* **What to produce**: Print the entries in full, word for word, but not the pictures.

──────── Dataset rows ────────

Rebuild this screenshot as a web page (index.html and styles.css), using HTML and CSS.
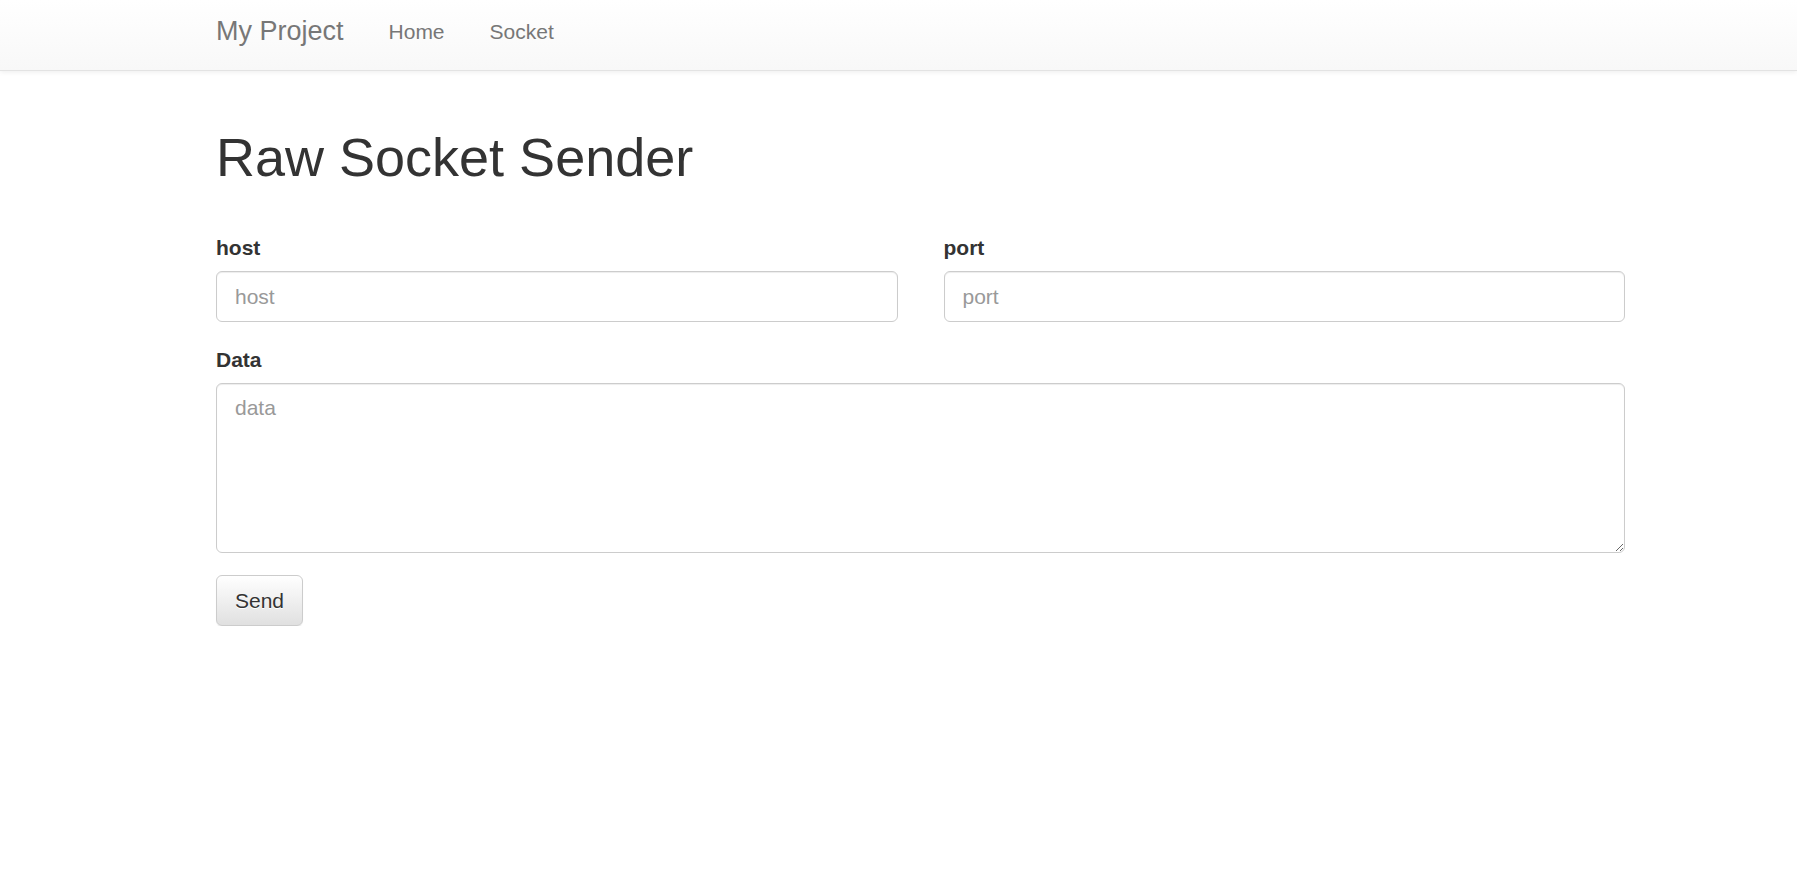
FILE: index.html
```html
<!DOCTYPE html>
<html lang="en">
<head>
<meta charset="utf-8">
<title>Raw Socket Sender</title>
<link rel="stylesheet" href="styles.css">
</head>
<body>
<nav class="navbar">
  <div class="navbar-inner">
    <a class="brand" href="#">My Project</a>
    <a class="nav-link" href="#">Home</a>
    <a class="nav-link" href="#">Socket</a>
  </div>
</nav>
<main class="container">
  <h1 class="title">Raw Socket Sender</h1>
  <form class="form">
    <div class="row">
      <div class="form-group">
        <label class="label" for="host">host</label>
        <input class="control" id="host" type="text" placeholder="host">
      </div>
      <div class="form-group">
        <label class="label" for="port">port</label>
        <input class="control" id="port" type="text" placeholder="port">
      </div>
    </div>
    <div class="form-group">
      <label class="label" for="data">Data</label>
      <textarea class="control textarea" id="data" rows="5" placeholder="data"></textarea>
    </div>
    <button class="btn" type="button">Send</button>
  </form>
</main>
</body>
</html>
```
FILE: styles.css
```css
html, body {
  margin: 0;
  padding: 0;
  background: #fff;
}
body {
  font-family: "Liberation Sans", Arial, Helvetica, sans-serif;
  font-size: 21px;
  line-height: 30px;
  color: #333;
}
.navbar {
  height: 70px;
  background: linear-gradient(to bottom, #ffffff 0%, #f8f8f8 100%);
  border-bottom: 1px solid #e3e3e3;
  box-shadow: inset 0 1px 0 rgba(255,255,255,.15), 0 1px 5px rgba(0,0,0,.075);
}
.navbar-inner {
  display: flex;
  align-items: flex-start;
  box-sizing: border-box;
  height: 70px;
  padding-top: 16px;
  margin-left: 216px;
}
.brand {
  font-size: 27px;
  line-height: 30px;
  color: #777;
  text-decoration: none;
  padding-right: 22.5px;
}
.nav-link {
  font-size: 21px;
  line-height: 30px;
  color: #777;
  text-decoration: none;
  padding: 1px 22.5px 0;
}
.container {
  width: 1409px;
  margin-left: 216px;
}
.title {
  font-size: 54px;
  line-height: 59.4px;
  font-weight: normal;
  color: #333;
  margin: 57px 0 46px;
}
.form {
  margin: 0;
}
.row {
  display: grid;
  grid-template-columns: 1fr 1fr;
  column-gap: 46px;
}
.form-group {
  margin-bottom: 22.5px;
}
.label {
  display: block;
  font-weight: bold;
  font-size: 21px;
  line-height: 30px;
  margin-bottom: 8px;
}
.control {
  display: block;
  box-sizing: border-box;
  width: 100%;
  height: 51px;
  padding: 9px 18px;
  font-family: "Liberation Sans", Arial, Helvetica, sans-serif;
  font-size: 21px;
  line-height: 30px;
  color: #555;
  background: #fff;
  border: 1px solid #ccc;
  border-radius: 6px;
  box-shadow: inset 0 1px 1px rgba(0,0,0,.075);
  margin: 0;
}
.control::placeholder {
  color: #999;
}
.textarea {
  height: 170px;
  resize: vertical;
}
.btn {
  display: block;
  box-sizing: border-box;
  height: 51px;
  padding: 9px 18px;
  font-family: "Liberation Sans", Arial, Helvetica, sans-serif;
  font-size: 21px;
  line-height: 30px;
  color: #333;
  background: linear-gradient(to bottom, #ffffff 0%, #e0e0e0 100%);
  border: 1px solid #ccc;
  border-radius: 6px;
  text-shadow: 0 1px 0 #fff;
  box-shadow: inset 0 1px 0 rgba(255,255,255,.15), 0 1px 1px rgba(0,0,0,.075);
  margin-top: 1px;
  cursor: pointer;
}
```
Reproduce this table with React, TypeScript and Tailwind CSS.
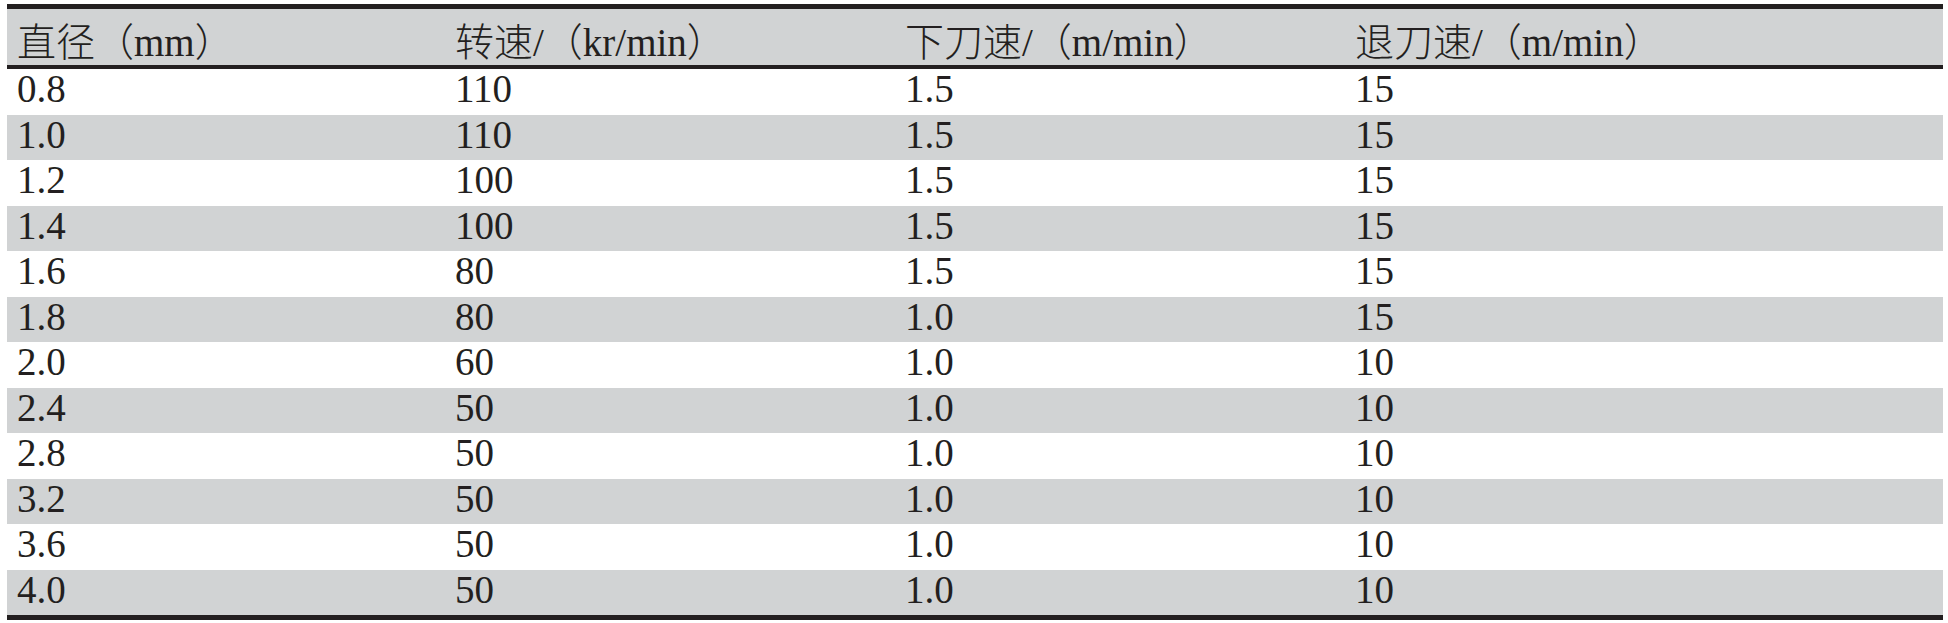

────────

* **Solution**:
Rebuild this screenshot as a web page (index.html and styles.css), using HTML and CSS.
FILE: index.html
```html
<!DOCTYPE html>
<html lang="en">
<head>
<meta charset="utf-8">
<title>Raw Socket Sender</title>
<link rel="stylesheet" href="styles.css">
</head>
<body>
<nav class="navbar">
  <div class="navbar-inner">
    <a class="brand" href="#">My Project</a>
    <a class="nav-link" href="#">Home</a>
    <a class="nav-link" href="#">Socket</a>
  </div>
</nav>
<main class="container">
  <h1 class="title">Raw Socket Sender</h1>
  <form class="form">
    <div class="row">
      <div class="form-group">
        <label class="label" for="host">host</label>
        <input class="control" id="host" type="text" placeholder="host">
      </div>
      <div class="form-group">
        <label class="label" for="port">port</label>
        <input class="control" id="port" type="text" placeholder="port">
      </div>
    </div>
    <div class="form-group">
      <label class="label" for="data">Data</label>
      <textarea class="control textarea" id="data" rows="5" placeholder="data"></textarea>
    </div>
    <button class="btn" type="button">Send</button>
  </form>
</main>
</body>
</html>
```
FILE: styles.css
```css
html, body {
  margin: 0;
  padding: 0;
  background: #fff;
}
body {
  font-family: "Liberation Sans", Arial, Helvetica, sans-serif;
  font-size: 21px;
  line-height: 30px;
  color: #333;
}
.navbar {
  height: 70px;
  background: linear-gradient(to bottom, #ffffff 0%, #f8f8f8 100%);
  border-bottom: 1px solid #e3e3e3;
  box-shadow: inset 0 1px 0 rgba(255,255,255,.15), 0 1px 5px rgba(0,0,0,.075);
}
.navbar-inner {
  display: flex;
  align-items: flex-start;
  box-sizing: border-box;
  height: 70px;
  padding-top: 16px;
  margin-left: 216px;
}
.brand {
  font-size: 27px;
  line-height: 30px;
  color: #777;
  text-decoration: none;
  padding-right: 22.5px;
}
.nav-link {
  font-size: 21px;
  line-height: 30px;
  color: #777;
  text-decoration: none;
  padding: 1px 22.5px 0;
}
.container {
  width: 1409px;
  margin-left: 216px;
}
.title {
  font-size: 54px;
  line-height: 59.4px;
  font-weight: normal;
  color: #333;
  margin: 57px 0 46px;
}
.form {
  margin: 0;
}
.row {
  display: grid;
  grid-template-columns: 1fr 1fr;
  column-gap: 46px;
}
.form-group {
  margin-bottom: 22.5px;
}
.label {
  display: block;
  font-weight: bold;
  font-size: 21px;
  line-height: 30px;
  margin-bottom: 8px;
}
.control {
  display: block;
  box-sizing: border-box;
  width: 100%;
  height: 51px;
  padding: 9px 18px;
  font-family: "Liberation Sans", Arial, Helvetica, sans-serif;
  font-size: 21px;
  line-height: 30px;
  color: #555;
  background: #fff;
  border: 1px solid #ccc;
  border-radius: 6px;
  box-shadow: inset 0 1px 1px rgba(0,0,0,.075);
  margin: 0;
}
.control::placeholder {
  color: #999;
}
.textarea {
  height: 170px;
  resize: vertical;
}
.btn {
  display: block;
  box-sizing: border-box;
  height: 51px;
  padding: 9px 18px;
  font-family: "Liberation Sans", Arial, Helvetica, sans-serif;
  font-size: 21px;
  line-height: 30px;
  color: #333;
  background: linear-gradient(to bottom, #ffffff 0%, #e0e0e0 100%);
  border: 1px solid #ccc;
  border-radius: 6px;
  text-shadow: 0 1px 0 #fff;
  box-shadow: inset 0 1px 0 rgba(255,255,255,.15), 0 1px 1px rgba(0,0,0,.075);
  margin-top: 1px;
  cursor: pointer;
}
```
Reproduce this table with React, TypeScript and Tailwind CSS.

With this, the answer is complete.